(Code that builds pages)
-- start --
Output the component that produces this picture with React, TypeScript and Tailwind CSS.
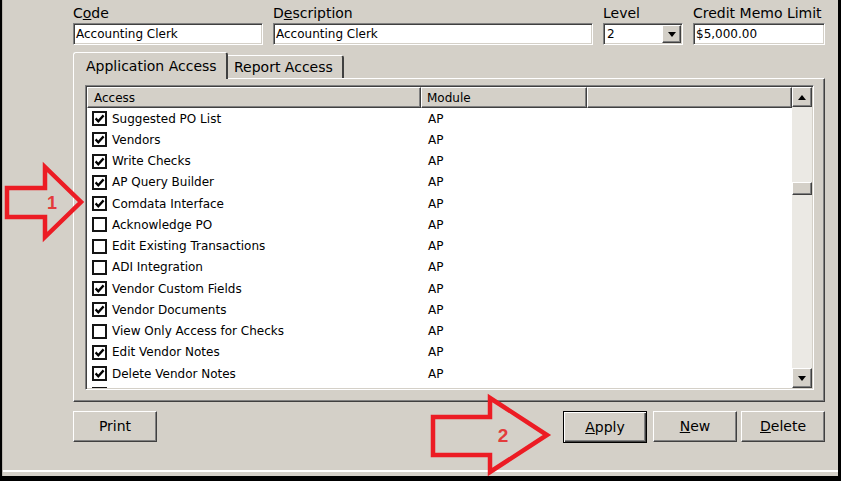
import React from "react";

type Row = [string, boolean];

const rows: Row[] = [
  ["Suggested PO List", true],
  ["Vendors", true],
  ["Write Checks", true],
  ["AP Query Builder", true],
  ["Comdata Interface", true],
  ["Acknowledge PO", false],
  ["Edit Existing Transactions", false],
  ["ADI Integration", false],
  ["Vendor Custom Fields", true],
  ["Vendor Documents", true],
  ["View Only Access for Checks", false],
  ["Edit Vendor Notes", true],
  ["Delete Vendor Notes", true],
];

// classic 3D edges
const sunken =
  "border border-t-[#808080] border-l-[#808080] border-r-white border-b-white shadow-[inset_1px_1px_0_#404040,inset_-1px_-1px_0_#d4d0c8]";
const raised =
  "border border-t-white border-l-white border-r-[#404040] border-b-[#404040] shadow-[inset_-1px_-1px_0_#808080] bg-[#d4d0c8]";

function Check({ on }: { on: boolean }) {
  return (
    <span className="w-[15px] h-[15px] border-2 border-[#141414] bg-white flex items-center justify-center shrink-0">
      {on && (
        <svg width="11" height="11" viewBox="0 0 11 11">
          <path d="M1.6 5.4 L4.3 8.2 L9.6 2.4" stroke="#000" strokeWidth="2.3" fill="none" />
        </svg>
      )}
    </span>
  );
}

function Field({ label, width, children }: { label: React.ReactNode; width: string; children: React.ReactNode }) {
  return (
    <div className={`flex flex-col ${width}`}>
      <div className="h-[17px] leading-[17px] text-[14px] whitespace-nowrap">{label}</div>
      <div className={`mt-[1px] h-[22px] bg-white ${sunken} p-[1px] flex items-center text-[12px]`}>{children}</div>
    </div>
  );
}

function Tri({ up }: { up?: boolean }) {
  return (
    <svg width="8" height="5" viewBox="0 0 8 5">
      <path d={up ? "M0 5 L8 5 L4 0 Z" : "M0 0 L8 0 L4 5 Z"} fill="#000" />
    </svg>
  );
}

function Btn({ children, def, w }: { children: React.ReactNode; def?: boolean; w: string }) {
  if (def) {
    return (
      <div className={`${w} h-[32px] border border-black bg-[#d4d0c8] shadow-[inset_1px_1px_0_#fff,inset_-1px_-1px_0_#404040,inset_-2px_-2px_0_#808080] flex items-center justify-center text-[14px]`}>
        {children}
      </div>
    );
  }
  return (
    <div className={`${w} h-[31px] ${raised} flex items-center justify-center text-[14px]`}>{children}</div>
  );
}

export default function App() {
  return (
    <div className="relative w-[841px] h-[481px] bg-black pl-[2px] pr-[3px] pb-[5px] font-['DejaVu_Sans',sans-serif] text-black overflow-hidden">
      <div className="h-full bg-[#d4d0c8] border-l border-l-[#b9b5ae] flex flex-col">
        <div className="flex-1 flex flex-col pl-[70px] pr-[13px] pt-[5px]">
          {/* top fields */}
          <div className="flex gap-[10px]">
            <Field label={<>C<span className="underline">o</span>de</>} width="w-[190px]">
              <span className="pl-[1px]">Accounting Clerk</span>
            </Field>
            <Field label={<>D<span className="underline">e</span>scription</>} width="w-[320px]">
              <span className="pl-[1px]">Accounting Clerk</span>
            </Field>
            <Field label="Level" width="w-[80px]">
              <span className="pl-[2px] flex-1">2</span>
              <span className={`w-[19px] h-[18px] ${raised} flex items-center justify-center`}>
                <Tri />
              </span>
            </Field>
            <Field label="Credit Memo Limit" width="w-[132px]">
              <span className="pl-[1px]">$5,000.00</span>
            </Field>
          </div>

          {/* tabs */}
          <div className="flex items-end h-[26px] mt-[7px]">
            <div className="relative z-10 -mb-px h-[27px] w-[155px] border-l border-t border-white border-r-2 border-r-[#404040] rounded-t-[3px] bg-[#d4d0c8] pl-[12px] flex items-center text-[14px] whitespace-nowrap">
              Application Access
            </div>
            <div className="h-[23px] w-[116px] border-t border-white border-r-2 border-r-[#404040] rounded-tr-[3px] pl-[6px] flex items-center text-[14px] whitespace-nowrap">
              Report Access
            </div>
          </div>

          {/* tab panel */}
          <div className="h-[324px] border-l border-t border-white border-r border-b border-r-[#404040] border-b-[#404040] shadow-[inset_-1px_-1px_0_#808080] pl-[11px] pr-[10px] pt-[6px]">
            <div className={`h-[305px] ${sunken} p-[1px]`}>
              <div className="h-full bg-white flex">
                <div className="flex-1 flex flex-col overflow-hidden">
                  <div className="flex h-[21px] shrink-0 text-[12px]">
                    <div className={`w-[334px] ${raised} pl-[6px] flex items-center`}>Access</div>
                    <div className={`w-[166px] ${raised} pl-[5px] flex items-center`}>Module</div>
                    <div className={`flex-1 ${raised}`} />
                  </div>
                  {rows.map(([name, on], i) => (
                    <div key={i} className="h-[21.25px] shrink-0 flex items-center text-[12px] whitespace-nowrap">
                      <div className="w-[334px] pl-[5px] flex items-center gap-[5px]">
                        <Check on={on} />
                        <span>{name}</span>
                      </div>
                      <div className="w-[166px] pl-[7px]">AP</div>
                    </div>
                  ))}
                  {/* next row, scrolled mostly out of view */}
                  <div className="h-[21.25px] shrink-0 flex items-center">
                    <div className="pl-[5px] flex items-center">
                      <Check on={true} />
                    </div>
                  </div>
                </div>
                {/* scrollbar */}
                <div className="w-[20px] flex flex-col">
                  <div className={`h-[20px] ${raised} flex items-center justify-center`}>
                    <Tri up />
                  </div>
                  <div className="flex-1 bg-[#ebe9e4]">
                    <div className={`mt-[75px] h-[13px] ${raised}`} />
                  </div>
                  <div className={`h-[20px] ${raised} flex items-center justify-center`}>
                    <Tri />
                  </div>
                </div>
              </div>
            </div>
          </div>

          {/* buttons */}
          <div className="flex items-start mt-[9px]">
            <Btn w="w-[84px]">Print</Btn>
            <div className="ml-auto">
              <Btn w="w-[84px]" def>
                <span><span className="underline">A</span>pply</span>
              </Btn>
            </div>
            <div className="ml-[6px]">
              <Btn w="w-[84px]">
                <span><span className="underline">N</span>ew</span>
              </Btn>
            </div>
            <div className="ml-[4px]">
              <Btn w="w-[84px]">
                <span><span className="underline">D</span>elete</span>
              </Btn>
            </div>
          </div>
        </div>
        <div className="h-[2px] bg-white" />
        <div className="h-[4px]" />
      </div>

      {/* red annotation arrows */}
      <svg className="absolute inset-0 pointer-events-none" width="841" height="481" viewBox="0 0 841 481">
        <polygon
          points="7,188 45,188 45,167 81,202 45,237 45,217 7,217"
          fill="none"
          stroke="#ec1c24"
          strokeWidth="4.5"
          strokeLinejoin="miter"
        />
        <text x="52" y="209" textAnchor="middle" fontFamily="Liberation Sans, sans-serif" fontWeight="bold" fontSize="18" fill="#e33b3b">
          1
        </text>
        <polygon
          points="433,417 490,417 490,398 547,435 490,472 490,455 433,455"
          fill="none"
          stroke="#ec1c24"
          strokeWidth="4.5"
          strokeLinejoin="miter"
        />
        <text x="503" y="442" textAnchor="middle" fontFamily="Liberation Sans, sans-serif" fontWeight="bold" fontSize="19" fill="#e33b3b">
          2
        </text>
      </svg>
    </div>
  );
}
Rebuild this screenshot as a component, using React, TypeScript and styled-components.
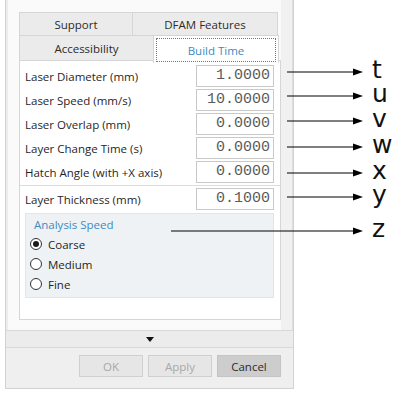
-- end --
(WHAT TO PRODUCE) Take the records above and transcribe them exactly, dropping every picture.

(OUTPUT FOR THIS TASK)
Output the component that produces this picture with React, TypeScript and Tailwind CSS.
import React from "react";

type Row = [string, boolean];

const rows: Row[] = [
  ["Suggested PO List", true],
  ["Vendors", true],
  ["Write Checks", true],
  ["AP Query Builder", true],
  ["Comdata Interface", true],
  ["Acknowledge PO", false],
  ["Edit Existing Transactions", false],
  ["ADI Integration", false],
  ["Vendor Custom Fields", true],
  ["Vendor Documents", true],
  ["View Only Access for Checks", false],
  ["Edit Vendor Notes", true],
  ["Delete Vendor Notes", true],
];

// classic 3D edges
const sunken =
  "border border-t-[#808080] border-l-[#808080] border-r-white border-b-white shadow-[inset_1px_1px_0_#404040,inset_-1px_-1px_0_#d4d0c8]";
const raised =
  "border border-t-white border-l-white border-r-[#404040] border-b-[#404040] shadow-[inset_-1px_-1px_0_#808080] bg-[#d4d0c8]";

function Check({ on }: { on: boolean }) {
  return (
    <span className="w-[15px] h-[15px] border-2 border-[#141414] bg-white flex items-center justify-center shrink-0">
      {on && (
        <svg width="11" height="11" viewBox="0 0 11 11">
          <path d="M1.6 5.4 L4.3 8.2 L9.6 2.4" stroke="#000" strokeWidth="2.3" fill="none" />
        </svg>
      )}
    </span>
  );
}

function Field({ label, width, children }: { label: React.ReactNode; width: string; children: React.ReactNode }) {
  return (
    <div className={`flex flex-col ${width}`}>
      <div className="h-[17px] leading-[17px] text-[14px] whitespace-nowrap">{label}</div>
      <div className={`mt-[1px] h-[22px] bg-white ${sunken} p-[1px] flex items-center text-[12px]`}>{children}</div>
    </div>
  );
}

function Tri({ up }: { up?: boolean }) {
  return (
    <svg width="8" height="5" viewBox="0 0 8 5">
      <path d={up ? "M0 5 L8 5 L4 0 Z" : "M0 0 L8 0 L4 5 Z"} fill="#000" />
    </svg>
  );
}

function Btn({ children, def, w }: { children: React.ReactNode; def?: boolean; w: string }) {
  if (def) {
    return (
      <div className={`${w} h-[32px] border border-black bg-[#d4d0c8] shadow-[inset_1px_1px_0_#fff,inset_-1px_-1px_0_#404040,inset_-2px_-2px_0_#808080] flex items-center justify-center text-[14px]`}>
        {children}
      </div>
    );
  }
  return (
    <div className={`${w} h-[31px] ${raised} flex items-center justify-center text-[14px]`}>{children}</div>
  );
}

export default function App() {
  return (
    <div className="relative w-[841px] h-[481px] bg-black pl-[2px] pr-[3px] pb-[5px] font-['DejaVu_Sans',sans-serif] text-black overflow-hidden">
      <div className="h-full bg-[#d4d0c8] border-l border-l-[#b9b5ae] flex flex-col">
        <div className="flex-1 flex flex-col pl-[70px] pr-[13px] pt-[5px]">
          {/* top fields */}
          <div className="flex gap-[10px]">
            <Field label={<>C<span className="underline">o</span>de</>} width="w-[190px]">
              <span className="pl-[1px]">Accounting Clerk</span>
            </Field>
            <Field label={<>D<span className="underline">e</span>scription</>} width="w-[320px]">
              <span className="pl-[1px]">Accounting Clerk</span>
            </Field>
            <Field label="Level" width="w-[80px]">
              <span className="pl-[2px] flex-1">2</span>
              <span className={`w-[19px] h-[18px] ${raised} flex items-center justify-center`}>
                <Tri />
              </span>
            </Field>
            <Field label="Credit Memo Limit" width="w-[132px]">
              <span className="pl-[1px]">$5,000.00</span>
            </Field>
          </div>

          {/* tabs */}
          <div className="flex items-end h-[26px] mt-[7px]">
            <div className="relative z-10 -mb-px h-[27px] w-[155px] border-l border-t border-white border-r-2 border-r-[#404040] rounded-t-[3px] bg-[#d4d0c8] pl-[12px] flex items-center text-[14px] whitespace-nowrap">
              Application Access
            </div>
            <div className="h-[23px] w-[116px] border-t border-white border-r-2 border-r-[#404040] rounded-tr-[3px] pl-[6px] flex items-center text-[14px] whitespace-nowrap">
              Report Access
            </div>
          </div>

          {/* tab panel */}
          <div className="h-[324px] border-l border-t border-white border-r border-b border-r-[#404040] border-b-[#404040] shadow-[inset_-1px_-1px_0_#808080] pl-[11px] pr-[10px] pt-[6px]">
            <div className={`h-[305px] ${sunken} p-[1px]`}>
              <div className="h-full bg-white flex">
                <div className="flex-1 flex flex-col overflow-hidden">
                  <div className="flex h-[21px] shrink-0 text-[12px]">
                    <div className={`w-[334px] ${raised} pl-[6px] flex items-center`}>Access</div>
                    <div className={`w-[166px] ${raised} pl-[5px] flex items-center`}>Module</div>
                    <div className={`flex-1 ${raised}`} />
                  </div>
                  {rows.map(([name, on], i) => (
                    <div key={i} className="h-[21.25px] shrink-0 flex items-center text-[12px] whitespace-nowrap">
                      <div className="w-[334px] pl-[5px] flex items-center gap-[5px]">
                        <Check on={on} />
                        <span>{name}</span>
                      </div>
                      <div className="w-[166px] pl-[7px]">AP</div>
                    </div>
                  ))}
                  {/* next row, scrolled mostly out of view */}
                  <div className="h-[21.25px] shrink-0 flex items-center">
                    <div className="pl-[5px] flex items-center">
                      <Check on={true} />
                    </div>
                  </div>
                </div>
                {/* scrollbar */}
                <div className="w-[20px] flex flex-col">
                  <div className={`h-[20px] ${raised} flex items-center justify-center`}>
                    <Tri up />
                  </div>
                  <div className="flex-1 bg-[#ebe9e4]">
                    <div className={`mt-[75px] h-[13px] ${raised}`} />
                  </div>
                  <div className={`h-[20px] ${raised} flex items-center justify-center`}>
                    <Tri />
                  </div>
                </div>
              </div>
            </div>
          </div>

          {/* buttons */}
          <div className="flex items-start mt-[9px]">
            <Btn w="w-[84px]">Print</Btn>
            <div className="ml-auto">
              <Btn w="w-[84px]" def>
                <span><span className="underline">A</span>pply</span>
              </Btn>
            </div>
            <div className="ml-[6px]">
              <Btn w="w-[84px]">
                <span><span className="underline">N</span>ew</span>
              </Btn>
            </div>
            <div className="ml-[4px]">
              <Btn w="w-[84px]">
                <span><span className="underline">D</span>elete</span>
              </Btn>
            </div>
          </div>
        </div>
        <div className="h-[2px] bg-white" />
        <div className="h-[4px]" />
      </div>

      {/* red annotation arrows */}
      <svg className="absolute inset-0 pointer-events-none" width="841" height="481" viewBox="0 0 841 481">
        <polygon
          points="7,188 45,188 45,167 81,202 45,237 45,217 7,217"
          fill="none"
          stroke="#ec1c24"
          strokeWidth="4.5"
          strokeLinejoin="miter"
        />
        <text x="52" y="209" textAnchor="middle" fontFamily="Liberation Sans, sans-serif" fontWeight="bold" fontSize="18" fill="#e33b3b">
          1
        </text>
        <polygon
          points="433,417 490,417 490,398 547,435 490,472 490,455 433,455"
          fill="none"
          stroke="#ec1c24"
          strokeWidth="4.5"
          strokeLinejoin="miter"
        />
        <text x="503" y="442" textAnchor="middle" fontFamily="Liberation Sans, sans-serif" fontWeight="bold" fontSize="19" fill="#e33b3b">
          2
        </text>
      </svg>
    </div>
  );
}
Rebuild this screenshot as a component, using React, TypeScript and styled-components.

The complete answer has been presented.